7 Ways to Be Decisive Without Being a Jerk
Confidence and correctness are not connected.
No one wakes up in the morning with the intention of failing during the day.
Decisiveness thinks it’s right when it’s wrong.
7 ways to be decisive without being a jerk:
#1. Stick with your expertise.
You better know what you’re doing if you’re decisive. We often succumb to expertise creep. Remember that an expert in one area is ignorant in many areas.
#2. Respect the horses in the barn.
If the barn is full of plow horses, find a field to plow.
You can whip a plow horse all you want, but he’ll never win the Kentucky Derby.
Never let the horses you wish you had prevent you from honoring the horses you actually have.
#3. Force yourself to seek advice.
Decisive leaders feel they know when they don’t.
Seek advice from someone who seeks your best interest and is willing to hurt your feelings.
#4. Practice timely optimism.
Goals about dieting should be made when your belly is growling.
You need realism when choosing goals and optimism when implementing. An optimistic goal-setter is doomed to disappointment and frustration.
People who aren’t climbing the hill underestimate the difficulty of climbing the hill.
Do a premortem after choosing a goal.
#5. Focus on what, not how.
Don’t be decisive about everything. Decide on what to do. Let competent others decide how to do it.
If you’re decisive, learn to shut-up and step back.
#6. Take responsibility for disappointing results.
A decisive leader who blames others for failure earns disengagement from the team.
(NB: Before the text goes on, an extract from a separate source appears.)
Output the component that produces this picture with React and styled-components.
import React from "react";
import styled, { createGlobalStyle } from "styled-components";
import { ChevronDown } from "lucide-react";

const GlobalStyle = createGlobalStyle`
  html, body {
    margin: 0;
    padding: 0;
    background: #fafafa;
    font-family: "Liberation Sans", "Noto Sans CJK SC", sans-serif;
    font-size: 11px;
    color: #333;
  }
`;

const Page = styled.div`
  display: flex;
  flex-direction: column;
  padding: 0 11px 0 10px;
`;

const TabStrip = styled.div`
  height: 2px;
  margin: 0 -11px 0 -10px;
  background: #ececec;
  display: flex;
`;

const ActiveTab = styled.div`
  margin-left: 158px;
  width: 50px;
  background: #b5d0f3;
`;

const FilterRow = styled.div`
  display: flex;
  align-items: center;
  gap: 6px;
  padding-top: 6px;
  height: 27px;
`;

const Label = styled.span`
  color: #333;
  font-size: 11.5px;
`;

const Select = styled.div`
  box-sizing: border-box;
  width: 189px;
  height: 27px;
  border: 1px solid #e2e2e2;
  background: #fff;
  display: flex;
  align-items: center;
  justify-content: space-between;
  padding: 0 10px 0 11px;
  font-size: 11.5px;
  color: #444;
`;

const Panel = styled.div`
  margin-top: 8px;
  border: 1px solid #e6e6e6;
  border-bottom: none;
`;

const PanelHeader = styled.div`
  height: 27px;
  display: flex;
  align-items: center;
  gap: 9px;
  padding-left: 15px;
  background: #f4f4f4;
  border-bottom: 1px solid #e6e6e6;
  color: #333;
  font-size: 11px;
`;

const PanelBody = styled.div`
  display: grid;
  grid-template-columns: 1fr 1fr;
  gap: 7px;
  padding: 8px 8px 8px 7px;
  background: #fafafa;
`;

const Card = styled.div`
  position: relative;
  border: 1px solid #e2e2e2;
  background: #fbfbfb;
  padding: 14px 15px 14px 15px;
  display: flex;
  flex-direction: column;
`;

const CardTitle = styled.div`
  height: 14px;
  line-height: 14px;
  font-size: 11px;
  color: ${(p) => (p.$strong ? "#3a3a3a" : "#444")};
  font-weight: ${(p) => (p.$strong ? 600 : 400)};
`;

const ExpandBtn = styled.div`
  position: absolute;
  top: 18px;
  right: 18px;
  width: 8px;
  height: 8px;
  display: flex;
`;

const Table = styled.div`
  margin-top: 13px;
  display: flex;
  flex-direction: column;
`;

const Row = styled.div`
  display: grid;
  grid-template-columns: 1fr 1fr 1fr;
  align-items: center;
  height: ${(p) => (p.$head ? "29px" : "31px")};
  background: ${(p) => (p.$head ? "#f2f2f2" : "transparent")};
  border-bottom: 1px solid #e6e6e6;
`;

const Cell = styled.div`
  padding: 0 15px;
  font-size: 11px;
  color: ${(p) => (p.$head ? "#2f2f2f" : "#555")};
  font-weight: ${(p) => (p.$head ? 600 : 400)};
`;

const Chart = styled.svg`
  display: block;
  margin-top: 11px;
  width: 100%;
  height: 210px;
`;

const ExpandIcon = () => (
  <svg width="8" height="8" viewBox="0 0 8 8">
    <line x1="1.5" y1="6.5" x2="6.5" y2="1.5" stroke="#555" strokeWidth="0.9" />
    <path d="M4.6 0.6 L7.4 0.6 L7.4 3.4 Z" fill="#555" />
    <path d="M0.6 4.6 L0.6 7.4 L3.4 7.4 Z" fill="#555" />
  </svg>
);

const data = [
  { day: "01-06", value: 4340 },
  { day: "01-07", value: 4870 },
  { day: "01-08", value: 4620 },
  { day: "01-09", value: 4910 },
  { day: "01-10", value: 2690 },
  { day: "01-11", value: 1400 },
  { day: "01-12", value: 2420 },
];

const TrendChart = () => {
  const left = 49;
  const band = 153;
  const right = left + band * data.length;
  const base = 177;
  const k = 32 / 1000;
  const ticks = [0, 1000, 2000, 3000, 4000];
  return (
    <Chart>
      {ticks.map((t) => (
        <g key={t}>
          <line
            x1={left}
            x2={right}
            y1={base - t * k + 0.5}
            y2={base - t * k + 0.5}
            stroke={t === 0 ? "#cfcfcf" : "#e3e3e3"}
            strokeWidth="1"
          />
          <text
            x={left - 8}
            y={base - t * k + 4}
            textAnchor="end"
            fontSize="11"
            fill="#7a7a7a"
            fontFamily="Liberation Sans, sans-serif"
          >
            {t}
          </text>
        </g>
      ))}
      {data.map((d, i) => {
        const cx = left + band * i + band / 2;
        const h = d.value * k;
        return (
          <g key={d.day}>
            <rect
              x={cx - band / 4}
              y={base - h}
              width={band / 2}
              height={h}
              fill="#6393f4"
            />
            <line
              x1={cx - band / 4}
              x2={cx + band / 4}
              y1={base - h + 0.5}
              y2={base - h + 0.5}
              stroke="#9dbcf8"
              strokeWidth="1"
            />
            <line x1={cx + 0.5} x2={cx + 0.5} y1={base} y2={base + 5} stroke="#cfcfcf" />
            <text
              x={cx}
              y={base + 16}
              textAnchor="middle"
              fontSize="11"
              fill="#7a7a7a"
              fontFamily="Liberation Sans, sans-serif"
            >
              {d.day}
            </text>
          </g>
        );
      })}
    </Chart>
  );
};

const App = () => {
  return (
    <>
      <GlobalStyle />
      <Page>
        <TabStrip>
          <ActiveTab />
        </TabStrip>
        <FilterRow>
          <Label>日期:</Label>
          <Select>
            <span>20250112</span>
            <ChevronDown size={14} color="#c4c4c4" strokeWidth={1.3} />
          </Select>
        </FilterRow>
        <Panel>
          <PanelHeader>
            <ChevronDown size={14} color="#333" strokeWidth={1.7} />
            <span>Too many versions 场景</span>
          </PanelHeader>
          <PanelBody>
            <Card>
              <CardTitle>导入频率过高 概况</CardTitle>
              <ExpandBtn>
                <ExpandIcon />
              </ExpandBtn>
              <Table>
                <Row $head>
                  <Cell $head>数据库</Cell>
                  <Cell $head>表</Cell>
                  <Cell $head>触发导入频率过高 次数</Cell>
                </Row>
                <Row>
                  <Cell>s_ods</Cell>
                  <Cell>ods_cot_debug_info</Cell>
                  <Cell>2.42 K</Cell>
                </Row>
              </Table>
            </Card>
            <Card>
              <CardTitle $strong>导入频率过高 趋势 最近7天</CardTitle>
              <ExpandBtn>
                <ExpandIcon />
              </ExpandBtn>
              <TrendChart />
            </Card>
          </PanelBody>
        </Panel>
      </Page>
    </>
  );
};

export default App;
#7. Learn to develop people.
Decisive leaders often struggle to develop people.
You might slow down a bit and bring others into the decision-making process. It will be good for you and you may develop others.
What decision-making suggestion seems most relevant to you?
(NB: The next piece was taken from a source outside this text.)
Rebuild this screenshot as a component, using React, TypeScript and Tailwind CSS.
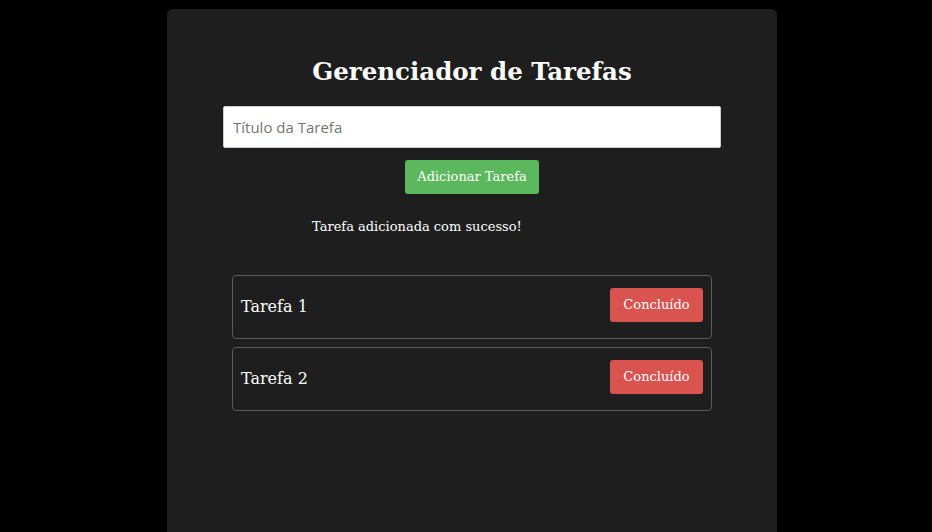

What suggestions do you have for decisive leaders?
Did you see Friday’s post? HINGES OF DESTINY: DECISION-MAKING FOR LEADERS
Bonus article: The Effective Decision (HBR)
What a goldmine of wisdom nuggets! There is so much here I am going to use. #2 uses the horses in the barn setting to perfectly explain several important principles. Thanks for starting my Monday morning on the right track.
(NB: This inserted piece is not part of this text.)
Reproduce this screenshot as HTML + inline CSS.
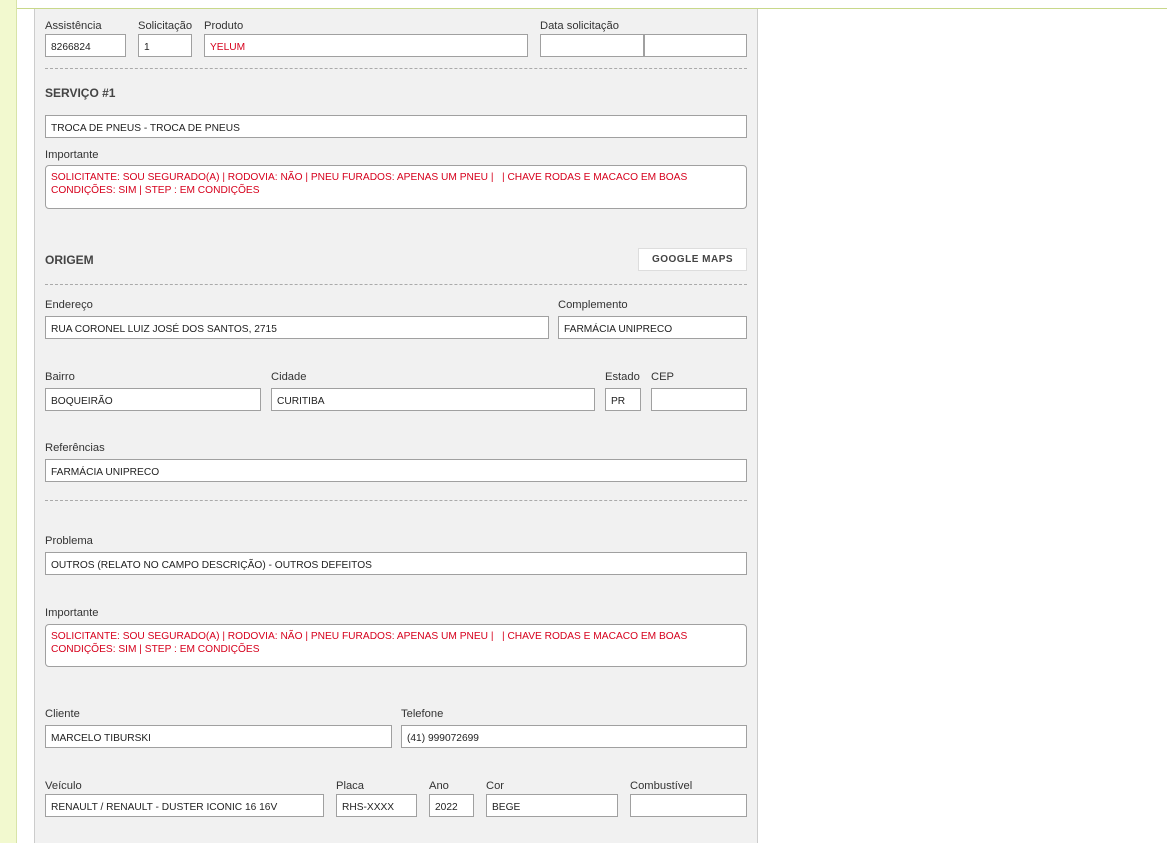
<!DOCTYPE html>
<html><head><meta charset="utf-8"><style>
body{margin:0;width:1167px;height:843px;position:relative;overflow:hidden;background:#fff;font-family:"Liberation Sans",Arial,sans-serif;color:#333}
.strip{position:absolute;left:0;top:0;width:16px;height:843px;background:#f2f9cf;border-right:1px solid #d8e4a8}
.topl{position:absolute;left:17px;top:8px;width:1150px;height:1px;background:#c8d88a}
.panel{position:absolute;left:34px;top:9px;width:722px;height:834px;background:#f1f1f1;border-left:1px solid #ccc;border-right:1px solid #ccc}
.l{position:absolute;font-size:11.2px;color:#333;line-height:14px;margin-top:1px}
.b{position:absolute;font-size:12px;font-weight:bold;color:#444;line-height:14px;margin-top:1px}
.i{position:absolute;box-sizing:border-box;height:23px;background:#fff;border:1px solid #a0a0a0;font-size:10.2px;line-height:21px;padding-top:2px;padding-left:5px;color:#222;white-space:nowrap;overflow:hidden}
.r{color:#d6001c}
.t{position:absolute;box-sizing:border-box;background:#fff;border:1px solid #a0a0a0;border-radius:4px;font-size:10.2px;line-height:13px;padding:5px 5px 4px;color:#d6001c}
.d{position:absolute;left:45px;width:702px;border-top:1px dashed #aaa;height:0}
.btn{position:absolute;left:638px;top:248px;width:109px;height:23px;box-sizing:border-box;background:#fff;border:1px solid #ddd;font-size:10px;font-weight:bold;color:#444;text-align:center;line-height:22px;letter-spacing:.5px}
</style></head><body>
<div class="strip"></div><div class="topl"></div><div class="panel"></div>
<div class="l" style="left:45px;top:18px">Assistência</div>
<div class="l" style="left:138px;top:18px">Solicitação</div>
<div class="l" style="left:204px;top:18px">Produto</div>
<div class="l" style="left:540px;top:18px">Data solicitação</div>
<div class="i" style="left:45px;top:34px;width:81px">8266824</div>
<div class="i" style="left:138px;top:34px;width:54px">1</div>
<div class="i r" style="left:204px;top:34px;width:324px">YELUM</div>
<div class="i" style="left:540px;top:34px;width:104px"></div>
<div class="i" style="left:644px;top:34px;width:103px"></div>
<div class="d" style="top:68px"></div>
<div class="b" style="left:45px;top:85px">SERVIÇO #1</div>
<div class="i" style="left:45px;top:115px;width:702px">TROCA DE PNEUS - TROCA DE PNEUS</div>
<div class="l" style="left:45px;top:147px">Importante</div>
<div class="t" style="left:45px;top:165px;width:702px;height:44px">SOLICITANTE: SOU SEGURADO(A) | RODOVIA: NÃO | PNEU FURADOS: APENAS UM PNEU | &nbsp; | CHAVE RODAS E MACACO EM BOAS CONDIÇÕES: SIM | STEP : EM CONDIÇÕES</div>
<div class="b" style="left:45px;top:252px">ORIGEM</div>
<div class="btn">GOOGLE MAPS</div>
<div class="d" style="top:284px"></div>
<div class="l" style="left:45px;top:297px">Endereço</div>
<div class="l" style="left:558px;top:297px">Complemento</div>
<div class="i" style="left:45px;top:316px;width:504px">RUA CORONEL LUIZ JOSÉ DOS SANTOS, 2715</div>
<div class="i" style="left:558px;top:316px;width:189px">FARMÁCIA UNIPRECO</div>
<div class="l" style="left:45px;top:369px">Bairro</div>
<div class="l" style="left:271px;top:369px">Cidade</div>
<div class="l" style="left:605px;top:369px">Estado</div>
<div class="l" style="left:651px;top:369px">CEP</div>
<div class="i" style="left:45px;top:388px;width:216px">BOQUEIRÃO</div>
<div class="i" style="left:271px;top:388px;width:324px">CURITIBA</div>
<div class="i" style="left:605px;top:388px;width:36px">PR</div>
<div class="i" style="left:651px;top:388px;width:96px"></div>
<div class="l" style="left:45px;top:440px">Referências</div>
<div class="i" style="left:45px;top:459px;width:702px">FARMÁCIA UNIPRECO</div>
<div class="d" style="top:500px"></div>
<div class="l" style="left:45px;top:533px">Problema</div>
<div class="i" style="left:45px;top:552px;width:702px">OUTROS (RELATO NO CAMPO DESCRIÇÃO) - OUTROS DEFEITOS</div>
<div class="l" style="left:45px;top:605px">Importante</div>
<div class="t" style="left:45px;top:624px;width:702px;height:43px">SOLICITANTE: SOU SEGURADO(A) | RODOVIA: NÃO | PNEU FURADOS: APENAS UM PNEU | &nbsp; | CHAVE RODAS E MACACO EM BOAS CONDIÇÕES: SIM | STEP : EM CONDIÇÕES</div>
<div class="l" style="left:45px;top:706px">Cliente</div>
<div class="l" style="left:401px;top:706px">Telefone</div>
<div class="i" style="left:45px;top:725px;width:347px">MARCELO TIBURSKI</div>
<div class="i" style="left:401px;top:725px;width:346px">(41) 999072699</div>
<div class="l" style="left:45px;top:778px">Veículo</div>
<div class="l" style="left:336px;top:778px">Placa</div>
<div class="l" style="left:429px;top:778px">Ano</div>
<div class="l" style="left:486px;top:778px">Cor</div>
<div class="l" style="left:630px;top:778px">Combustível</div>
<div class="i" style="left:45px;top:794px;width:279px">RENAULT / RENAULT - DUSTER ICONIC 16 16V</div>
<div class="i" style="left:336px;top:794px;width:81px">RHS-XXXX</div>
<div class="i" style="left:429px;top:794px;width:45px">2022</div>
<div class="i" style="left:486px;top:794px;width:132px">BEGE</div>
<div class="i" style="left:630px;top:794px;width:117px"></div>
</body></html>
Thanks Jackie and best wishes for a great week.
I would like to fully agree with Jackie! This is packed with great wisdom.
Thanks Ron. Be well
Before making a decision, it’s important to separate and consider the “must have info/data” from the “nice to have info/data.”
These days leaders will never have perfect data but they still have to make timely decisions.
Thanks Paul. So true. Perhaps when data is inadequate and decisions need to be made, it would be good to make a short-term decision if possible. Cheers
Good advice for me when my “Patton streak” shows up, and for those I serve. I need to be that “person who has their best interests at heart and is willing to hurt their feelings.”
Thanks Wretch. Yes, it’s an interesting tension between tender and tough. If you ask me the ultimate character strength is being tender and tough. We tend to migrate to one or the other, but the secret sauce is expressing them together, if that is possible.
Relating this to the well-known Myers-Briggs TI psychology, the decision to be “tender” would translate to “Feeling,” and “tough” to “Thinking,” in the type indicator profile. So, indeed, it’s not a simplistic black/white type of decision to be made most of the time in this life, based as it is on this one dimension of a decider’s inherent decision-making make-up: primarily either Thinking or Feeling-based, the latter of which could mean being “tender” but also what may be viewed conventionally as being unfair, i.e., not following the established rules — e.g., advancing the career of a member of a traditionally “underserved population.”
When it comes to one’s “approach to life” or “how to live one’s life” — another dimension of the type indicator — you are, according to the MBTI, either a Perceiver or a Judger. The latter is the ostensible bad guy, since none of us like to be judged; the former, more mellow, leaving “time to think about it,” “to be fair,” and to remain open in his/her options to changing circumstances.
The problem comes in that we as a society are still tied, inextricably it seems, to the WWII military model of needing to “take the hill” and “seize the fort” immediately. IMHO, this is psychotic when it relates to normal life. If you haven’t seen the WWII film “The Thin Red Line” — not a great movie — but it well illustrates my point about war-time decision-making in the character of the star-studded general, played by Nick Nolke, dressing down the major and demoting him for failing to achieve his objective — because he had the “inner-direction” to see it as suicide for his men. In time of war, perhaps the general was correct in his decision. It’s just brilliant.